This appealed to me because one of my mechanistic interpretation experiments was replicating Anthropic’s paper about introspection. I wanted to see whether a model could detect an injected concept (found by simple CAA), and then I did some crude refusal vector ablation with PCA, later refined to ridge residualization. What I learned is that detection is almost the easy part. That makes sense in very high dimensional spaces: almost any concept is linearly separable in 4096 dimensions. The interesting part is ‘routing’. A model can clearly detect a sensitive concept and behave very differently depending on whether the post-training routes that state into refusal, steering, confabulation, or a normal answer. So your result reads to me less as “wow, self-awareness” and more like “surface denials are a bad readout of what’s really represented”.
Gregory N. Frank
I think there’s a related failure mode you don’t cover here that may be even harder to fix than eval awareness: what happens when the form of control changes so that evals can’t see it even if the model isn’t trying to game anything.
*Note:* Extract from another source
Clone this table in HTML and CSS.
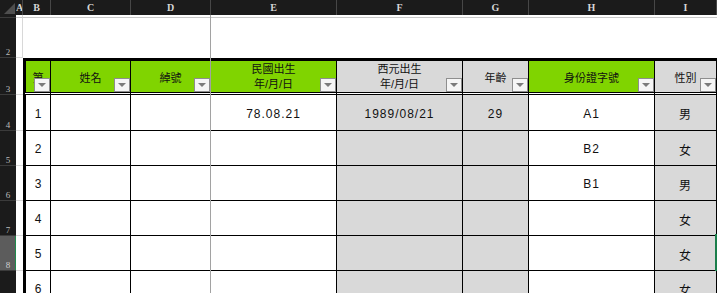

I’ve been looking at political censorship in Chinese-origin LLMs as a test case for this. In the Qwen model family over the last few versions, refusal drops to zero, but the outputs stay just as policy-shaped. The control shifts from explicit refusal to smoother steering (rephrasing, selective emphasis, subtle redirection). A refusal-based eval would score that as a win. But it isn’t.
The thing that’s tricky about this is it doesn’t require any deception on the model’s part. It’s not “eval awareness”. It’s just that the behavioral signature the eval is looking for stopped being the way the model implements its policy. Labs have every incentive to make this transition because refusal is bad UX, so I’d expect it to happen broadly, not just in the Chinese political censorship case.
This connects to your training-side point: if you could trace how models learn to implement policy-shaped behavior (not just refusal), you’d have a much better handle on what your evals should actually be measuring. But right now most safety evals implicitly equate “control” with “refusal,” and I think that’s becoming a bigger blind spot over time.
This is good benchmark design. You’ve removed the easy loophole (CoT aesthetic scoring), while keeping objective answers. That makes typical progress claims much harder to fake. The main choice of “I know the ground truth, so the monitor can’t just pattern-match CoT” is what most evals miss.